First published on Verso blog on 1st May 2018.

When Empire Windrush docked on the shores of Tilbury in June 1948 it brought workers, British colonial subjects, from the Caribbean who would fill labour shortages in the aftermath of the second world war, a war for which many of the arrivals and their kin had offered their service to. The political establishment sought, in turn, to limit their stay, considered the possibility of sending Jamaicans to East Africa so that their labour might be put to use in other workschemes across the empire, and then later put policy measures in place to make settlement less hospitable in the hope of discouraging others from migrating to the metropole.

For all the nostalgia that has subsequently come to be attached to this moment, and the revisionist history that has worked to romanticise the Windrush generation as a national treasure, we ought not to overlook the significance of attempts to construct this episode as the initiation of race in Britain. To the contrary of the Windrush reimagining which has operated effectively to divorce black presence in Britain from the broader project of colonialism and empire, the salient point to note is that Windrush was simply empire come home.

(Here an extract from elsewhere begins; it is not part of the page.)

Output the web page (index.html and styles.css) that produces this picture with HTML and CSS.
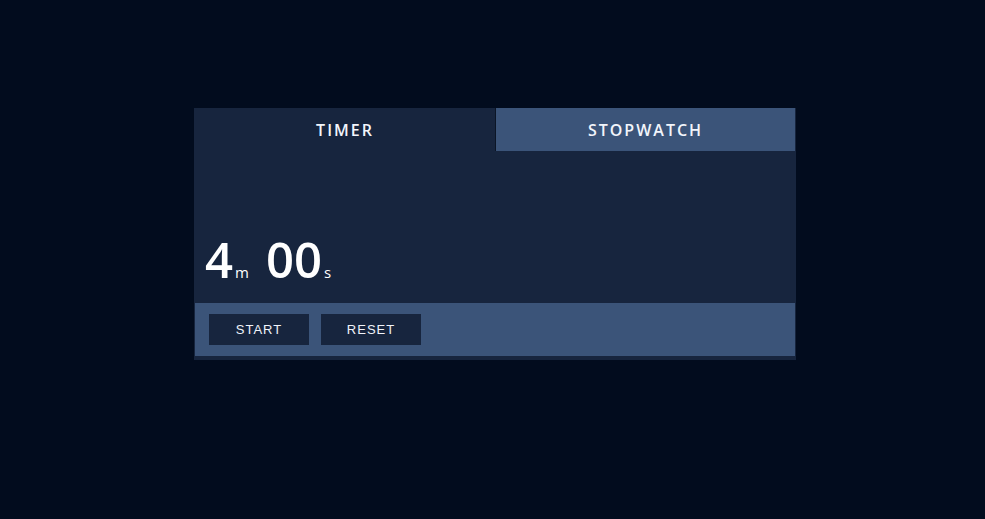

Around this time the 1948 Nationality Act, which officially granted citizenship to citizens and subjects of empire, including the Windrush generation, was passed with the intention of both warding off growing calls for colonial independence and maintaining an imperial connection with dominions such as Canada who had formulated their own national citizenships. The piece of legislation which formalised the citizenship rights of the Windrush generation offered a way of conceptualising citizenship at the break of empire when the political class were anxious to keep the British empire intact.

I flag this connection, not merely to reiterate the historical connections, and the rights and entitlements of the Windrush generation and their descendants to British citizenship, but to emphasise that the making, unmaking and framing of citizenship is deeply entrenched within an imperialist project. The parameters of British citizenship, which relies on race and class markers to determine the borders of inclusion/exclusion, have always been conceptualised in reference to a global political project that seeks to manage the consequences of imperialist agendas, whether that be in terms of exploiting colonial labour forces, refusing immigrants and asylum seekers displaced as a result of Western military assaults, or criminalising racially othered populations in the name of counterterrorism to both help justify and augment popular support for imperialist interventions and to quash political dissent against such interventions.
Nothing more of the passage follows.